*GOAL OF THE EXERCISE:* Restate each line of the listing exactly, without carrying over any pictures.
====
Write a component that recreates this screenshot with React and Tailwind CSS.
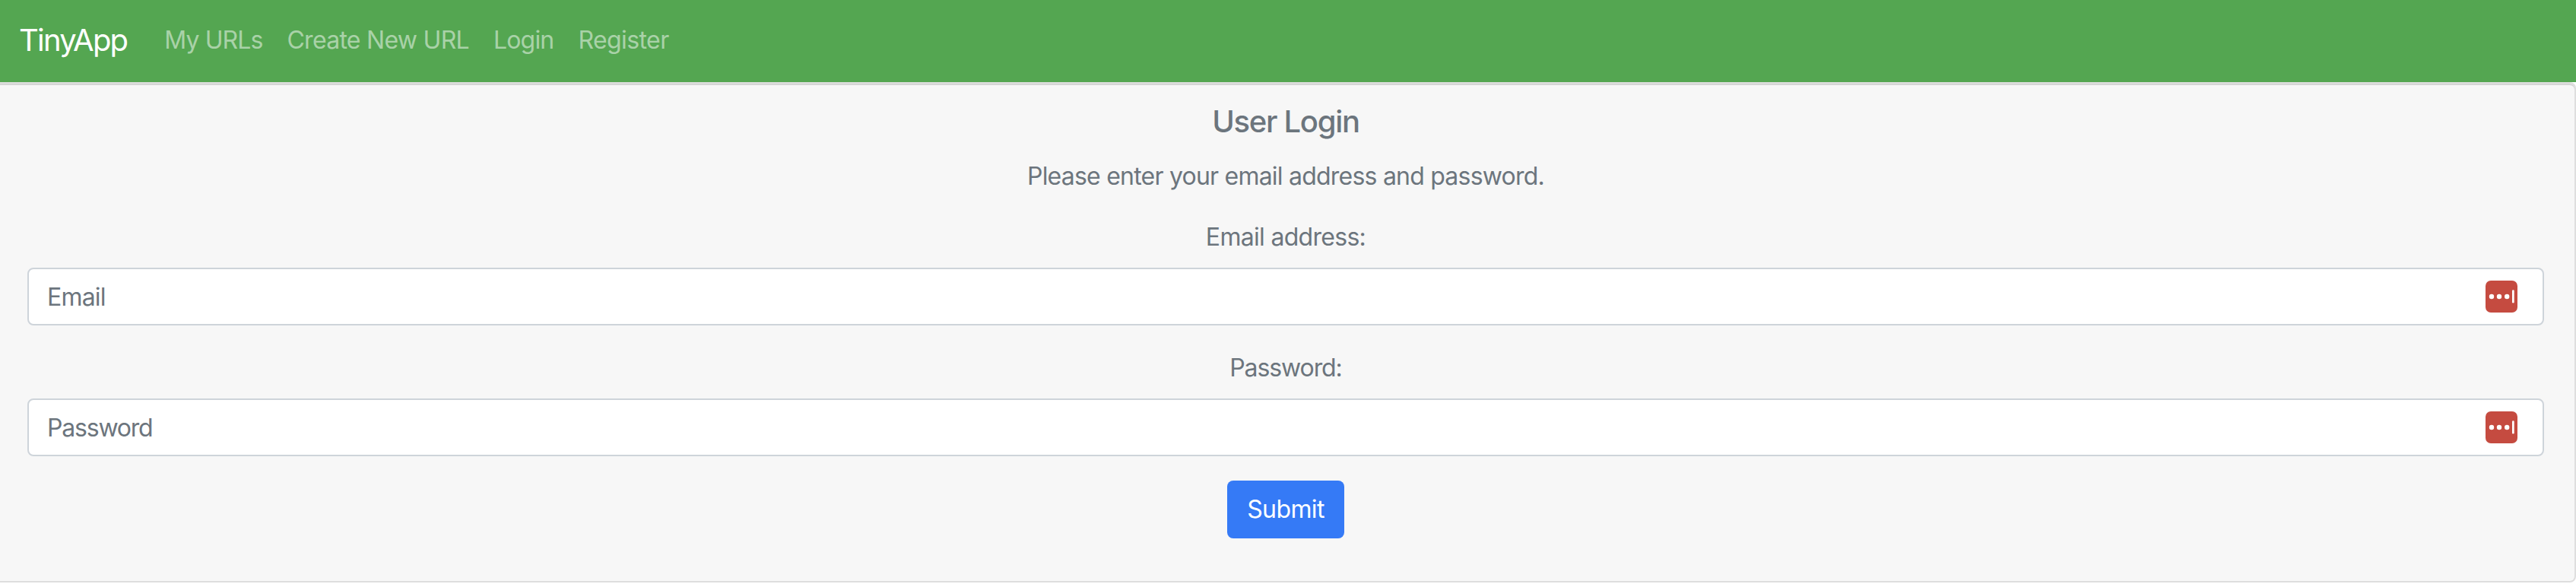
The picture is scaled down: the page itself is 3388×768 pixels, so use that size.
const navLinks = [
  { label: "My URLs", className: "tracking-[-0.9px]" },
  { label: "Create New URL", className: "tracking-[-0.72px]" },
  { label: "Login", className: "tracking-[-0.8px]" },
  { label: "Register", className: "tracking-[-0.6px]" },
];

function PasswordManagerIcon() {
  return (
    <svg width="42" height="42" viewBox="0 0 42 42" className="mb-px shrink-0">
      <rect width="42" height="42" rx="7" fill="#c54b40" />
      <circle cx="8" cy="21" r="3.2" fill="#fff" />
      <circle cx="18" cy="21" r="3.2" fill="#fff" />
      <circle cx="28.2" cy="21" r="3.2" fill="#fff" />
      <rect x="35" y="12.3" width="2.7" height="17.2" rx="1.3" fill="#fff" />
    </svg>
  );
}

function Field({ type, placeholder, className }) {
  return (
    <div className="flex h-[76px] items-center rounded-lg border-2 border-[#ced4da] bg-white pr-[33px] pl-6">
      <input
        type={type}
        placeholder={placeholder}
        className={`h-full min-w-0 flex-1 bg-transparent text-[32px] outline-none placeholder:text-[#6c757d] ${className}`}
      />
      <PasswordManagerIcon />
    </div>
  );
}

export default function App() {
  return (
    <div className="h-[768px] w-full bg-white font-['Inter','Liberation_Sans',sans-serif] text-[32px] leading-[48px] text-[#6c757d]">
      <nav className="flex h-[108px] items-center bg-[#54a651] pb-[3px] pl-[25px]">
        <a href="#" className="mr-[33px] text-[40px] tracking-[-1.8px] text-white">
          <span>TinyApp</span>
        </a>
        {navLinks.map((link) => (
          <a key={link.label} href="#" className="px-4 text-white/50">
            <span className={link.className}>{link.label}</span>
          </a>
        ))}
      </nav>
      <main className="flex h-[658px] flex-col rounded-r-lg border-2 border-l-0 border-[#dedede] bg-[#f7f7f7] pt-[26px] pr-10 pl-9 text-center shadow-[inset_0_2px_0_#d5d5d5]">
        <h1 className="text-[40px] leading-[48px] font-medium tracking-[-1.3px]"><span>User Login</span></h1>
        <p className="mt-6 tracking-[-0.78px]"><span>Please enter your email address and password.</span></p>
        <form className="mt-8 flex flex-col" onSubmit={(event) => event.preventDefault()}>
          <label className="mb-4 tracking-[-0.7px]"><span>Email address:</span></label>
          <Field type="email" placeholder="Email" className="tracking-[-0.8px]" />
          <label className="mt-8 mb-4 tracking-[-1.1px]"><span>Password:</span></label>
          <Field type="password" placeholder="Password" className="tracking-[-1.2px]" />
          <button className="mt-8 h-[76px] w-[154px] self-center rounded-lg bg-[#357af6] tracking-[-0.6px] text-white">
            <span>Submit</span>
          </button>
        </form>
      </main>
    </div>
  );
}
====
*WRITTEN RESPONSE:*
Write a component that recreates this screenshot with React and Tailwind CSS.
The picture is scaled down: the page itself is 3388×768 pixels, so use that size.
const navLinks = [
  { label: "My URLs", className: "tracking-[-0.9px]" },
  { label: "Create New URL", className: "tracking-[-0.72px]" },
  { label: "Login", className: "tracking-[-0.8px]" },
  { label: "Register", className: "tracking-[-0.6px]" },
];

function PasswordManagerIcon() {
  return (
    <svg width="42" height="42" viewBox="0 0 42 42" className="mb-px shrink-0">
      <rect width="42" height="42" rx="7" fill="#c54b40" />
      <circle cx="8" cy="21" r="3.2" fill="#fff" />
      <circle cx="18" cy="21" r="3.2" fill="#fff" />
      <circle cx="28.2" cy="21" r="3.2" fill="#fff" />
      <rect x="35" y="12.3" width="2.7" height="17.2" rx="1.3" fill="#fff" />
    </svg>
  );
}

function Field({ type, placeholder, className }) {
  return (
    <div className="flex h-[76px] items-center rounded-lg border-2 border-[#ced4da] bg-white pr-[33px] pl-6">
      <input
        type={type}
        placeholder={placeholder}
        className={`h-full min-w-0 flex-1 bg-transparent text-[32px] outline-none placeholder:text-[#6c757d] ${className}`}
      />
      <PasswordManagerIcon />
    </div>
  );
}

export default function App() {
  return (
    <div className="h-[768px] w-full bg-white font-['Inter','Liberation_Sans',sans-serif] text-[32px] leading-[48px] text-[#6c757d]">
      <nav className="flex h-[108px] items-center bg-[#54a651] pb-[3px] pl-[25px]">
        <a href="#" className="mr-[33px] text-[40px] tracking-[-1.8px] text-white">
          <span>TinyApp</span>
        </a>
        {navLinks.map((link) => (
          <a key={link.label} href="#" className="px-4 text-white/50">
            <span className={link.className}>{link.label}</span>
          </a>
        ))}
      </nav>
      <main className="flex h-[658px] flex-col rounded-r-lg border-2 border-l-0 border-[#dedede] bg-[#f7f7f7] pt-[26px] pr-10 pl-9 text-center shadow-[inset_0_2px_0_#d5d5d5]">
        <h1 className="text-[40px] leading-[48px] font-medium tracking-[-1.3px]"><span>User Login</span></h1>
        <p className="mt-6 tracking-[-0.78px]"><span>Please enter your email address and password.</span></p>
        <form className="mt-8 flex flex-col" onSubmit={(event) => event.preventDefault()}>
          <label className="mb-4 tracking-[-0.7px]"><span>Email address:</span></label>
          <Field type="email" placeholder="Email" className="tracking-[-0.8px]" />
          <label className="mt-8 mb-4 tracking-[-1.1px]"><span>Password:</span></label>
          <Field type="password" placeholder="Password" className="tracking-[-1.2px]" />
          <button className="mt-8 h-[76px] w-[154px] self-center rounded-lg bg-[#357af6] tracking-[-0.6px] text-white">
            <span>Submit</span>
          </button>
        </form>
      </main>
    </div>
  );
}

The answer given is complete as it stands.